* **WRITTEN INSTRUCTION**
Without the pictures, return all of the material exactly as written.

** START OF AVAILABLE DATA **

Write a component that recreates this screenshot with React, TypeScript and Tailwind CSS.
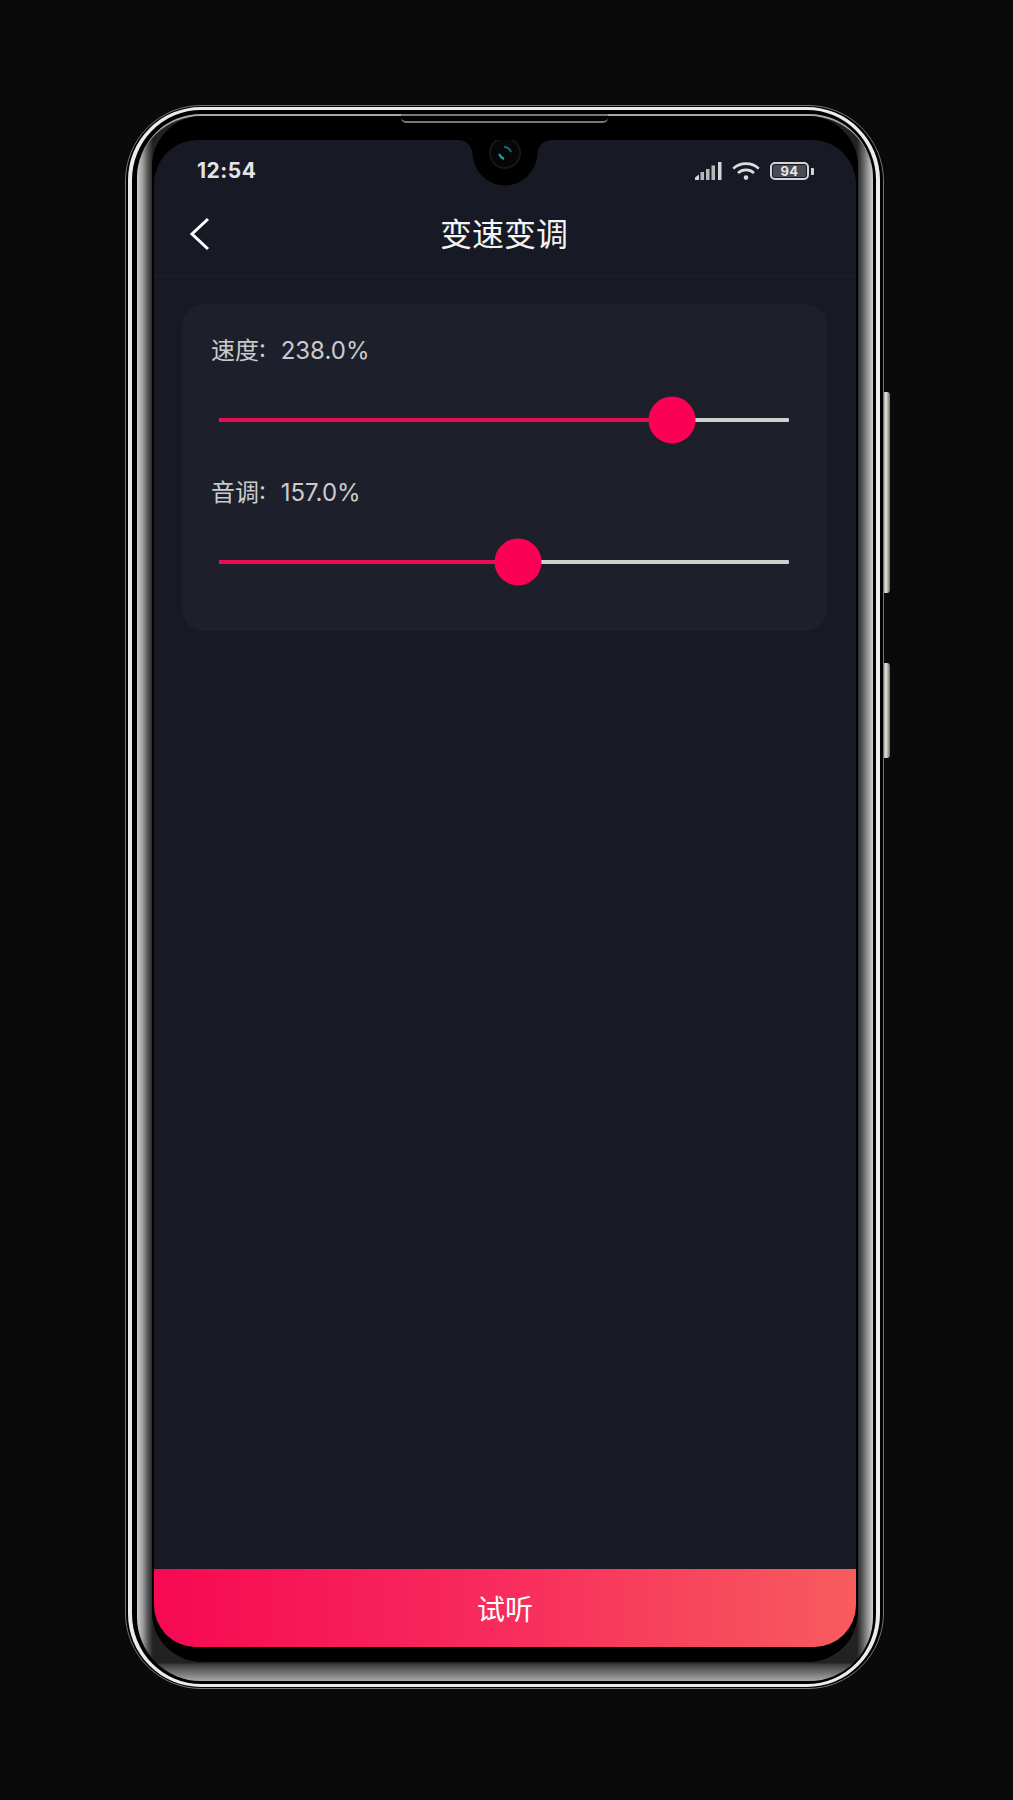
function SignalIcon() {
  return (
    <svg width="27" height="18" viewBox="0 0 27 18" fill="#d4d4d6">
      <path d="M0 18v-2.5L4 12.5V18z" />
      <rect x="5.5" y="10" width="3.5" height="8" fillOpacity="0.85" />
      <rect x="11" y="7" width="3.5" height="11" fillOpacity="0.85" />
      <rect x="16.5" y="3.5" width="3.5" height="14.5" fillOpacity="0.85" />
      <rect x="23" y="0" width="3.5" height="18" />
    </svg>
  );
}

function WifiIcon() {
  return (
    <svg width="28" height="18" viewBox="0 0 28 18" fill="none" stroke="#dcdcde" strokeWidth="2.6">
      <path d="M1.2 6.6C8.3 0 19.7 0 26.8 6.6" />
      <path d="M6 11C10.6 6.8 17.4 6.8 22 11" />
      <circle cx="14" cy="15.6" r="2.3" fill="#dcdcde" stroke="none" />
    </svg>
  );
}

function BatteryIcon() {
  return (
    <div className="flex items-center">
      <div className="h-[18px] w-[39px] rounded-[5px] border-2 border-[#d4d4d6] p-[1px]">
        <div className="flex h-full w-full items-center justify-center rounded-[2px] bg-[#4a4c54] text-[13px] font-bold leading-none tracking-[0.5px] text-[#e6e6e8]">
          94
        </div>
      </div>
      <div className="ml-[2px] h-[7px] w-[3px] rounded-r-[1px] bg-[#d4d4d6]" />
    </div>
  );
}

function SliderRow({ label, percent }: { label: string; percent: number }) {
  return (
    <div className="h-[142px]">
      <p className="pt-[33px] text-[24px] leading-[28px] text-[#cbcbcd] [word-spacing:8px]">{label}</p>
      <div className="relative ml-[8px] mr-[9px] mt-[53px] h-[4px] rounded-[1px] bg-[#cfcfcf]">
        <div className="h-full rounded-l-[1px] bg-[#e80b55]" style={{ width: `${percent}%` }} />
        <div
          className="absolute top-1/2 h-[47px] w-[47px] -translate-x-1/2 -translate-y-1/2 rounded-full bg-[#fb0055]"
          style={{ left: `${percent}%` }}
        />
      </div>
    </div>
  );
}

const SLIDERS = [
  { label: '速度: 238.0%', percent: 79.4 },
  { label: '音调: 157.0%', percent: 52.5 },
];

export default function App() {
  return (
    <div className="relative h-[1800px] w-[1013px] overflow-hidden bg-[#0a0a0a] [font-family:Inter,'Noto_Sans_CJK_SC',sans-serif]">
      {/* 측면 버튼 */}
      <div className="absolute left-[882px] top-[392px] h-[201px] w-[8px] rounded-r-[3px] bg-gradient-to-r from-[#6f6b66] via-[#e8e6e0] to-[#6f6b66]" />
      <div className="absolute left-[882px] top-[663px] h-[95px] w-[8px] rounded-r-[3px] bg-gradient-to-r from-[#6f6b66] via-[#e8e6e0] to-[#6f6b66]" />

      {/* phone body */}
      <div className="absolute left-[125px] top-[105px] h-[1584px] w-[759px] rounded-[76px] border border-[#77777a] bg-black pb-[1px] pl-[2px] pr-[3px] pt-[1px]">
        <div className="h-full w-full rounded-[73px] border-x-4 border-y-[3px] border-[#ecebe8] bg-black pb-[3px] pl-[5px] pr-[3px] pt-[4px]">
          <div className="h-full w-full rounded-[64px] border-t-2 border-[#a8a8a6] bg-[linear-gradient(0deg,#a8a8a8_0px,#3a3a3a_17px,transparent_18px),linear-gradient(90deg,#cfcfcf_0px,#9a9a9a_6px,#555555_11px,#222222_16px,#222222_720px,#555555_725px,#999999_731px,#d0d0d0_736px)] px-[15px] pb-[19px]">
            <div className="h-full w-full rounded-[50px] bg-black" />
          </div>
        </div>
      </div>

      {/* top speaker cut */}
      <div className="absolute left-[401px] top-[114px] h-[9px] w-[207px] rounded-b-[5px] border-b-2 border-t-2 border-[#77777a] bg-black" />

      {/* screen */}
      <div className="absolute left-[154px] top-[140px] flex h-[1507px] w-[702px] flex-col overflow-hidden rounded-b-[42px] rounded-t-[44px] bg-[#171a25]">
        {/* status bar */}
        <div className="flex h-[62px] shrink-0 items-center justify-between pl-[43px] pr-[42px]">
          <span className="text-[21px] font-bold tracking-[0.5px] text-[#e4e4e6]">12:54</span>
          <div className="flex items-center gap-[10px]">
            <SignalIcon />
            <WifiIcon />
            <BatteryIcon />
          </div>
        </div>

        {/* header */}
        <header className="relative flex h-[74px] shrink-0 items-center justify-center border-b border-[#1d212c] pb-[7px] pr-[2px]">
          <svg className="absolute left-[35px] top-[15px]" width="21" height="34" viewBox="0 0 21 34" fill="none" stroke="#ffffff" strokeWidth="3">
            <path d="M19 2L3 17L19 32" />
          </svg>
          <h1 className="text-[32px] font-normal text-[#f4f4f5]">变速变调</h1>
        </header>

        {/* panel */}
        <main className="flex-1 pl-[28px] pr-[29px] pt-[28px]">
          <div className="h-[327px] rounded-[22px] bg-[#1d202b] px-[29px]">
            {SLIDERS.map((s) => (
              <SliderRow key={s.label} label={s.label} percent={s.percent} />
            ))}
          </div>
        </main>

        {/* button */}
        <button className="h-[78px] shrink-0 bg-[linear-gradient(90deg,#f60953,#f82c5c_50%,#f75c5e)] pt-[3px] text-[28px] text-white">
          试听
        </button>
      </div>

      {/* 노치 */}
      <svg className="absolute left-[457px] top-[140px]" width="96" height="46" viewBox="0 0 96 46">
        <path d="M0 0C10 0 15 6 15.5 14C17 33 32 45.5 48 45.5C64 45.5 79 33 80.5 14C81 6 86 0 96 0Z" fill="#000000" />
        <circle cx="48" cy="13" r="15" fill="#050708" stroke="#15181a" strokeWidth="2" />
        <path d="M47 7C50 7 53 9 54 12" fill="none" stroke="#1f6a78" strokeWidth="2" />
        <path d="M42 14C43 16 45 18 47 19" fill="none" stroke="#34a0b0" strokeWidth="2" />
      </svg>
    </div>
  );
}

** END OF AVAILABLE DATA **

* **IN RESPONSE**
Write a component that recreates this screenshot with React, TypeScript and Tailwind CSS.
function SignalIcon() {
  return (
    <svg width="27" height="18" viewBox="0 0 27 18" fill="#d4d4d6">
      <path d="M0 18v-2.5L4 12.5V18z" />
      <rect x="5.5" y="10" width="3.5" height="8" fillOpacity="0.85" />
      <rect x="11" y="7" width="3.5" height="11" fillOpacity="0.85" />
      <rect x="16.5" y="3.5" width="3.5" height="14.5" fillOpacity="0.85" />
      <rect x="23" y="0" width="3.5" height="18" />
    </svg>
  );
}

function WifiIcon() {
  return (
    <svg width="28" height="18" viewBox="0 0 28 18" fill="none" stroke="#dcdcde" strokeWidth="2.6">
      <path d="M1.2 6.6C8.3 0 19.7 0 26.8 6.6" />
      <path d="M6 11C10.6 6.8 17.4 6.8 22 11" />
      <circle cx="14" cy="15.6" r="2.3" fill="#dcdcde" stroke="none" />
    </svg>
  );
}

function BatteryIcon() {
  return (
    <div className="flex items-center">
      <div className="h-[18px] w-[39px] rounded-[5px] border-2 border-[#d4d4d6] p-[1px]">
        <div className="flex h-full w-full items-center justify-center rounded-[2px] bg-[#4a4c54] text-[13px] font-bold leading-none tracking-[0.5px] text-[#e6e6e8]">
          94
        </div>
      </div>
      <div className="ml-[2px] h-[7px] w-[3px] rounded-r-[1px] bg-[#d4d4d6]" />
    </div>
  );
}

function SliderRow({ label, percent }: { label: string; percent: number }) {
  return (
    <div className="h-[142px]">
      <p className="pt-[33px] text-[24px] leading-[28px] text-[#cbcbcd] [word-spacing:8px]">{label}</p>
      <div className="relative ml-[8px] mr-[9px] mt-[53px] h-[4px] rounded-[1px] bg-[#cfcfcf]">
        <div className="h-full rounded-l-[1px] bg-[#e80b55]" style={{ width: `${percent}%` }} />
        <div
          className="absolute top-1/2 h-[47px] w-[47px] -translate-x-1/2 -translate-y-1/2 rounded-full bg-[#fb0055]"
          style={{ left: `${percent}%` }}
        />
      </div>
    </div>
  );
}

const SLIDERS = [
  { label: '速度: 238.0%', percent: 79.4 },
  { label: '音调: 157.0%', percent: 52.5 },
];

export default function App() {
  return (
    <div className="relative h-[1800px] w-[1013px] overflow-hidden bg-[#0a0a0a] [font-family:Inter,'Noto_Sans_CJK_SC',sans-serif]">
      {/* 측면 버튼 */}
      <div className="absolute left-[882px] top-[392px] h-[201px] w-[8px] rounded-r-[3px] bg-gradient-to-r from-[#6f6b66] via-[#e8e6e0] to-[#6f6b66]" />
      <div className="absolute left-[882px] top-[663px] h-[95px] w-[8px] rounded-r-[3px] bg-gradient-to-r from-[#6f6b66] via-[#e8e6e0] to-[#6f6b66]" />

      {/* phone body */}
      <div className="absolute left-[125px] top-[105px] h-[1584px] w-[759px] rounded-[76px] border border-[#77777a] bg-black pb-[1px] pl-[2px] pr-[3px] pt-[1px]">
        <div className="h-full w-full rounded-[73px] border-x-4 border-y-[3px] border-[#ecebe8] bg-black pb-[3px] pl-[5px] pr-[3px] pt-[4px]">
          <div className="h-full w-full rounded-[64px] border-t-2 border-[#a8a8a6] bg-[linear-gradient(0deg,#a8a8a8_0px,#3a3a3a_17px,transparent_18px),linear-gradient(90deg,#cfcfcf_0px,#9a9a9a_6px,#555555_11px,#222222_16px,#222222_720px,#555555_725px,#999999_731px,#d0d0d0_736px)] px-[15px] pb-[19px]">
            <div className="h-full w-full rounded-[50px] bg-black" />
          </div>
        </div>
      </div>

      {/* top speaker cut */}
      <div className="absolute left-[401px] top-[114px] h-[9px] w-[207px] rounded-b-[5px] border-b-2 border-t-2 border-[#77777a] bg-black" />

      {/* screen */}
      <div className="absolute left-[154px] top-[140px] flex h-[1507px] w-[702px] flex-col overflow-hidden rounded-b-[42px] rounded-t-[44px] bg-[#171a25]">
        {/* status bar */}
        <div className="flex h-[62px] shrink-0 items-center justify-between pl-[43px] pr-[42px]">
          <span className="text-[21px] font-bold tracking-[0.5px] text-[#e4e4e6]">12:54</span>
          <div className="flex items-center gap-[10px]">
            <SignalIcon />
            <WifiIcon />
            <BatteryIcon />
          </div>
        </div>

        {/* header */}
        <header className="relative flex h-[74px] shrink-0 items-center justify-center border-b border-[#1d212c] pb-[7px] pr-[2px]">
          <svg className="absolute left-[35px] top-[15px]" width="21" height="34" viewBox="0 0 21 34" fill="none" stroke="#ffffff" strokeWidth="3">
            <path d="M19 2L3 17L19 32" />
          </svg>
          <h1 className="text-[32px] font-normal text-[#f4f4f5]">变速变调</h1>
        </header>

        {/* panel */}
        <main className="flex-1 pl-[28px] pr-[29px] pt-[28px]">
          <div className="h-[327px] rounded-[22px] bg-[#1d202b] px-[29px]">
            {SLIDERS.map((s) => (
              <SliderRow key={s.label} label={s.label} percent={s.percent} />
            ))}
          </div>
        </main>

        {/* button */}
        <button className="h-[78px] shrink-0 bg-[linear-gradient(90deg,#f60953,#f82c5c_50%,#f75c5e)] pt-[3px] text-[28px] text-white">
          试听
        </button>
      </div>

      {/* 노치 */}
      <svg className="absolute left-[457px] top-[140px]" width="96" height="46" viewBox="0 0 96 46">
        <path d="M0 0C10 0 15 6 15.5 14C17 33 32 45.5 48 45.5C64 45.5 79 33 80.5 14C81 6 86 0 96 0Z" fill="#000000" />
        <circle cx="48" cy="13" r="15" fill="#050708" stroke="#15181a" strokeWidth="2" />
        <path d="M47 7C50 7 53 9 54 12" fill="none" stroke="#1f6a78" strokeWidth="2" />
        <path d="M42 14C43 16 45 18 47 19" fill="none" stroke="#34a0b0" strokeWidth="2" />
      </svg>
    </div>
  );
}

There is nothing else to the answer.